> _GIVEN INSTRUCTION_
Reproduce verbatim the lines up to and including the one with "string; value: string;", starting from the first.

── SUPPLIED MATERIAL ──

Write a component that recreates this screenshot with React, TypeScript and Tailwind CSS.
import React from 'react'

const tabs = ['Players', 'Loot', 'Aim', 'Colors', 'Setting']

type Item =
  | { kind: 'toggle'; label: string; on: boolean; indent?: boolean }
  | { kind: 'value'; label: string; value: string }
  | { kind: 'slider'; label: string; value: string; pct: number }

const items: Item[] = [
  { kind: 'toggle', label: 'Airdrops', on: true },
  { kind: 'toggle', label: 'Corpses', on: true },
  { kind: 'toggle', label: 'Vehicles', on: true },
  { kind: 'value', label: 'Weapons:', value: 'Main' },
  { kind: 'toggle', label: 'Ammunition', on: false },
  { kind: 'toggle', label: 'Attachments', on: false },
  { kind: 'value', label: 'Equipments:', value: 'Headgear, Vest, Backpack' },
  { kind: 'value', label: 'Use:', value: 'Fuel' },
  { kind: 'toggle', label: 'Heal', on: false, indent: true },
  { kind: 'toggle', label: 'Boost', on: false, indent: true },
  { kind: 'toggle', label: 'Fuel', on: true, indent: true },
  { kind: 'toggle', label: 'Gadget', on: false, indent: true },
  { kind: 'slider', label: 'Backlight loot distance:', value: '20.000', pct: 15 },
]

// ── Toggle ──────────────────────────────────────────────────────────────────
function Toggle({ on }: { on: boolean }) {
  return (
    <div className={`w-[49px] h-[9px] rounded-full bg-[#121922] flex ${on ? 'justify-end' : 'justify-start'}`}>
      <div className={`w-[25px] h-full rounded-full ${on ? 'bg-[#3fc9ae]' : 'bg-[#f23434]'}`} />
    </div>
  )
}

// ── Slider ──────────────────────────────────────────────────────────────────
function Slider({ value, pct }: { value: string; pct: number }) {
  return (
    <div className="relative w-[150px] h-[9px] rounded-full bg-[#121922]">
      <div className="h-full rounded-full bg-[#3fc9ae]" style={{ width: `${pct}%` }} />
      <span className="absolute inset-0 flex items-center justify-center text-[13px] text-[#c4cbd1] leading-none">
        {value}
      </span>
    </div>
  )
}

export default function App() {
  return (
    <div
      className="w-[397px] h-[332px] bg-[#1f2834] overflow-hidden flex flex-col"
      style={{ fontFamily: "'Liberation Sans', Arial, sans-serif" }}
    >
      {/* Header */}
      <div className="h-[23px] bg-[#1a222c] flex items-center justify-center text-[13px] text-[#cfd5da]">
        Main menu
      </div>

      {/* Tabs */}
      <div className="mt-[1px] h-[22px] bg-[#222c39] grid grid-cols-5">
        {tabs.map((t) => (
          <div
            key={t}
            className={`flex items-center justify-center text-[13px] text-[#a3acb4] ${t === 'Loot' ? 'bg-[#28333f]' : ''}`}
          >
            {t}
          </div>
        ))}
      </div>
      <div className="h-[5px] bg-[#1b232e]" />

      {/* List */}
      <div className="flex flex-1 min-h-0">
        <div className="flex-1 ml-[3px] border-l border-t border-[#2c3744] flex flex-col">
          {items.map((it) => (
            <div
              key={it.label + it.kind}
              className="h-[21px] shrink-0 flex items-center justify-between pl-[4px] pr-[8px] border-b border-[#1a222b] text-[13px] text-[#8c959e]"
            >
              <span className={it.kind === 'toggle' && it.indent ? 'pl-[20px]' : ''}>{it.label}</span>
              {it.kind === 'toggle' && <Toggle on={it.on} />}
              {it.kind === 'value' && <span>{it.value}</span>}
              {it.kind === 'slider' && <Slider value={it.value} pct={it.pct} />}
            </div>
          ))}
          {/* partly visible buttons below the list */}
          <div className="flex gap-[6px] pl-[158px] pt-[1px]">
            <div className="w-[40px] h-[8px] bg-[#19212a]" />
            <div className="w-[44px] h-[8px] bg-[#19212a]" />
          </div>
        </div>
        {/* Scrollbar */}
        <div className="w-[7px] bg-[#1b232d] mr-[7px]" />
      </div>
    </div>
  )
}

───

> _SOLUTION FOR THIS TASK_
Write a component that recreates this screenshot with React, TypeScript and Tailwind CSS.
import React from 'react'

const tabs = ['Players', 'Loot', 'Aim', 'Colors', 'Setting']

type Item =
  | { kind: 'toggle'; label: string; on: boolean; indent?: boolean }
  | { kind: 'value'; label: string; value: string }
  | { kind: 'slider'; label: string; value: string; pct: number }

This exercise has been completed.